Ternyata, Grup Djarum menjadi bagian dari Farindo lewat Alaerka Investment Ltd. sebanyak 10%.
Dengan demikian, pemegang saham BCA setelah divestasi tersebut adalah Farindo Investment, perusahaan patungan Grup Djarum melalui Alaerka, dan Farallon.
Salim relakan sisa-sisa saham BCA di kantongnya
Pada September 2002, Grup Salim yang merupakan pemilik awal BCA, masih mengantongi sekitar 7% saham. Konglomerasi itu harus menyerahkan sisa-sisa saham BCA di kantong mereka untuk membayar misinterpretasi pembayaran utang senilai Rp729,4 miliar.
Permintaan untuk menyerahkan sisa saham BCA tersebut telah disampaikan BPPN sejak 2001, terutama setelah badan tersebut menyatakan misrepresentasi kewajiban Salim sebesar Rp2,4 triliun.

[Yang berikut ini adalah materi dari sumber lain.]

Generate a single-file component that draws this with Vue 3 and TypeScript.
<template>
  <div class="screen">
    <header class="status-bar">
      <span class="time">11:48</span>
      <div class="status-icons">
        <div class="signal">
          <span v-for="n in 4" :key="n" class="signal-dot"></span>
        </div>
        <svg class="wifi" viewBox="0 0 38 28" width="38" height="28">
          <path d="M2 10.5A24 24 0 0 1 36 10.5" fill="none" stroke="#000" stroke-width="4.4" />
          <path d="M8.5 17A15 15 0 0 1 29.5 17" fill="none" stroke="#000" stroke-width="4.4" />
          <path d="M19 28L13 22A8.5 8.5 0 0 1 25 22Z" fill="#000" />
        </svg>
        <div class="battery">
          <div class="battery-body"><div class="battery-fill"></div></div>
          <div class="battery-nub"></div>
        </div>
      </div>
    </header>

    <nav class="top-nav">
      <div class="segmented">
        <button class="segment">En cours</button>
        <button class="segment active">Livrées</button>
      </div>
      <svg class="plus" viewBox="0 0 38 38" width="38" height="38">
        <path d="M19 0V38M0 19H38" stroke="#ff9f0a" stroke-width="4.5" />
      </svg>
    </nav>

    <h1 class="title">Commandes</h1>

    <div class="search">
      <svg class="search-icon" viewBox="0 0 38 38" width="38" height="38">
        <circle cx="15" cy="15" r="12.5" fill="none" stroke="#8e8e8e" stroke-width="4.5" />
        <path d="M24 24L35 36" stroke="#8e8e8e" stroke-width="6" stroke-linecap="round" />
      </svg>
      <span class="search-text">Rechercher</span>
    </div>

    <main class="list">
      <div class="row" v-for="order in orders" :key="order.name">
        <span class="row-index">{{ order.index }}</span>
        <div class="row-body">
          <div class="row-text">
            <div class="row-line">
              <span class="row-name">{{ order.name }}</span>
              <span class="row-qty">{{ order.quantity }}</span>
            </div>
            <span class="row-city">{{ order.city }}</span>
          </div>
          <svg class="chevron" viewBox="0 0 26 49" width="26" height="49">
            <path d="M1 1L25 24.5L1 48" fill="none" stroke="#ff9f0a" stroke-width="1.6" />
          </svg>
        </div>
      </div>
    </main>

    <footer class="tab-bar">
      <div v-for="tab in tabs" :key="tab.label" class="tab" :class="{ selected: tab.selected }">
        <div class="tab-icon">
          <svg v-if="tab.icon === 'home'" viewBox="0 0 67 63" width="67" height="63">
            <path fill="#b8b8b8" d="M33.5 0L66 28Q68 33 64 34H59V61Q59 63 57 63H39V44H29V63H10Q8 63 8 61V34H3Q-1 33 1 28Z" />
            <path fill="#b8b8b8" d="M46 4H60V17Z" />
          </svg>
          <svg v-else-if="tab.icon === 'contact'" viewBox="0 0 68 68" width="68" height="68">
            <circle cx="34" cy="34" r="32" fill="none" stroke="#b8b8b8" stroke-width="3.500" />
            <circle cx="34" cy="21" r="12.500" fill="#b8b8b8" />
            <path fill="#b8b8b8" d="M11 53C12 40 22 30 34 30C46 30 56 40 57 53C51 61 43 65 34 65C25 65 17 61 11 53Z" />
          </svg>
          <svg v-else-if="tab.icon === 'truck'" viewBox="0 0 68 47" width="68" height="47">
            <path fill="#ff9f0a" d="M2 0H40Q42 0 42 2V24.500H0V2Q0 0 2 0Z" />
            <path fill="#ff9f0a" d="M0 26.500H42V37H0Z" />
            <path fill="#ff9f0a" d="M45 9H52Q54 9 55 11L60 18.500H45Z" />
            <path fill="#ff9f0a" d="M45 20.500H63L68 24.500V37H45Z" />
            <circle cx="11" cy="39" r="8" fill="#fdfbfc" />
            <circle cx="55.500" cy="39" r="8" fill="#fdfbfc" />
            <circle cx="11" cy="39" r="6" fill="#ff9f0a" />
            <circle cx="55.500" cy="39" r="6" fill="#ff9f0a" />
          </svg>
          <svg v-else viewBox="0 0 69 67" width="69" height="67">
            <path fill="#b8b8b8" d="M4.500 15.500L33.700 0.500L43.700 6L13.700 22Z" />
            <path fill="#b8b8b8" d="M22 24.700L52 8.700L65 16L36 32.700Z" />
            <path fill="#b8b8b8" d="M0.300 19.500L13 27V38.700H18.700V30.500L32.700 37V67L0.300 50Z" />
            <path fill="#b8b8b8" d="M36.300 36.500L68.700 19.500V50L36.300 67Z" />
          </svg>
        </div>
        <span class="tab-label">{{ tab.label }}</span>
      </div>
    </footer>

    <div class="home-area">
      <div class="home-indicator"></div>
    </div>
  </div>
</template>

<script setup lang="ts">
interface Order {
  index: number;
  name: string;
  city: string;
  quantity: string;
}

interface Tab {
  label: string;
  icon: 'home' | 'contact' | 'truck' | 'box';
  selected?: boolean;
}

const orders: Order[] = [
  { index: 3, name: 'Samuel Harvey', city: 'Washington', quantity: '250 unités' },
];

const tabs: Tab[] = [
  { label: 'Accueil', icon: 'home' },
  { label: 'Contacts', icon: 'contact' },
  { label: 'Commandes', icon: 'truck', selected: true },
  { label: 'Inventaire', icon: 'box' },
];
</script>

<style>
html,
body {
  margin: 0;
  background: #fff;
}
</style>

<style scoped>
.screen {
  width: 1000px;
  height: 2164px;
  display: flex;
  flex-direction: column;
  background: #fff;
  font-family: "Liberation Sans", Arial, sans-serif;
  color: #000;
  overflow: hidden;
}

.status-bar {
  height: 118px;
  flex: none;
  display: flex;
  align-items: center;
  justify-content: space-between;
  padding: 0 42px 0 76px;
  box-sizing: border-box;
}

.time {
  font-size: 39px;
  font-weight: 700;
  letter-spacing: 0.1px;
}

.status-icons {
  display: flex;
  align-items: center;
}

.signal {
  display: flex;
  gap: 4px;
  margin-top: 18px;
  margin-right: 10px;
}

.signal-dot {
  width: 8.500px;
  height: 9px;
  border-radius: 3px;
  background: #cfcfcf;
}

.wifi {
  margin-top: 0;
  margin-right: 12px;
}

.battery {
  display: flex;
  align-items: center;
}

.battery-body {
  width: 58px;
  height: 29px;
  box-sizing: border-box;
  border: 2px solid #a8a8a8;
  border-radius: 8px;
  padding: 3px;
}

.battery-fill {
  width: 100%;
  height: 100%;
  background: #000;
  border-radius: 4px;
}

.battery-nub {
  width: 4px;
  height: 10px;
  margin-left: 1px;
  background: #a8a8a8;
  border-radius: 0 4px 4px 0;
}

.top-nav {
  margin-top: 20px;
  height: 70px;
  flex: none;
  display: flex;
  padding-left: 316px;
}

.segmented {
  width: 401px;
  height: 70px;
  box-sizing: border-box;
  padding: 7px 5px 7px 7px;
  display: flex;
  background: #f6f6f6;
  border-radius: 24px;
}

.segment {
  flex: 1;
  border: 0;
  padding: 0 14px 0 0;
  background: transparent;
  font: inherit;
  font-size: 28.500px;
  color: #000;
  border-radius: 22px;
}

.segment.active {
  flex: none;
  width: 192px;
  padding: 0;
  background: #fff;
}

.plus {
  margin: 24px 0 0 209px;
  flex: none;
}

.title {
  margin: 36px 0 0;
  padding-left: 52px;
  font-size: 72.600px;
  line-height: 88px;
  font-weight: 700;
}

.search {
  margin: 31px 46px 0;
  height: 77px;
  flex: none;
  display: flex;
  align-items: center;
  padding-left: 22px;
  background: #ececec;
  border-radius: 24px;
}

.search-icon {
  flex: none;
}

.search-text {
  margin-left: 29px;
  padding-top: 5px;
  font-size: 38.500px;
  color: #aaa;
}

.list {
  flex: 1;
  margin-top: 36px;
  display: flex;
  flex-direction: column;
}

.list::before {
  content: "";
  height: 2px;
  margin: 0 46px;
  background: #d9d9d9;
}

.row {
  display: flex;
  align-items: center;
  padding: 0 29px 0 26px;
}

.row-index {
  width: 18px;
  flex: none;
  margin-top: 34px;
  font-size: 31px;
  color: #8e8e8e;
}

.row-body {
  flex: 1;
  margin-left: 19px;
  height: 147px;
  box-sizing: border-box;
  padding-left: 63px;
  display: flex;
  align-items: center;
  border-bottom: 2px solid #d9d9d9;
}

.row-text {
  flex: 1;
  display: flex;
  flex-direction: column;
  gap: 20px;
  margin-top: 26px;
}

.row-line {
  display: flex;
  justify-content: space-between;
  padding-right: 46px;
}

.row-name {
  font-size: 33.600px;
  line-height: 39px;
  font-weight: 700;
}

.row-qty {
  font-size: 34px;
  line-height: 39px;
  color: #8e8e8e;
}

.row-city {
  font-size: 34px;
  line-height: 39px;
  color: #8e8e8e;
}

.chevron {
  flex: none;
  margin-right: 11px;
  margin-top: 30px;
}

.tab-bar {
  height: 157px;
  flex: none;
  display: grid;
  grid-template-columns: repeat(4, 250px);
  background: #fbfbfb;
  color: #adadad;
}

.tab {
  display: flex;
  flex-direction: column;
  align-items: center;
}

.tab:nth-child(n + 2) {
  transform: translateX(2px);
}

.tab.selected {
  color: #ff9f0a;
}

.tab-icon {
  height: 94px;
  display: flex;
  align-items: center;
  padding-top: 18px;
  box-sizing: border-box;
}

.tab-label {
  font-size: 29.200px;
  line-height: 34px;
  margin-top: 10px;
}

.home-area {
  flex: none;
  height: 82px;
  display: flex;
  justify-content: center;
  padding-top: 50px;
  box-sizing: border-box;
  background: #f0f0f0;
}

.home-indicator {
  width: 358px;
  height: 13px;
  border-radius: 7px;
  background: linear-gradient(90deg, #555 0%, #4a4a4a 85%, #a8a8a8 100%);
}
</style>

Meski diwarnai kontroversi, pada Februari 2004, Presiden Megawati Soekarnoputri mengumumkan Anthoni Salim dan keluarganya telah lunas membayar utang pada negara.
Berdasarkan data per 31 Desember 2024, Anthoni Salim masih menggenggam 855.239.635 (855,23 juta) lembar saham BCA atau setara 0,69%. Konglomerat itu tercatat sebagai pemegang saham BBCA nomor 6 terbesar.
Kiprah Grup Salim di bisnis perbankan kemudian berlanjut melalui Bank Ina. PT Bank Ina Perdana Tbk. (BINA). Pada Januari 2017, Salim mulai masuk membeli sekitar 29,02% saham Bank Ina melalui NS Financial Fund dan NS Asean Financial Fund.
Pada tahun yang sama, melalui rights issue, Grup Salim meningkatkan kepemilikannya di Bank Ina menjadi 48,96%. Akhirnya, pada Januari 2020, Anthoni Salim secara resmi menjadi pemegang saham pengendali Bank Ina, bersama Pieter Tanuri.
Teranyar, Salim melalui PT Indolife Pensiontama mengantongi 22,83% saham Bank Ina dan tetap menjadi pemegang saham pengendali.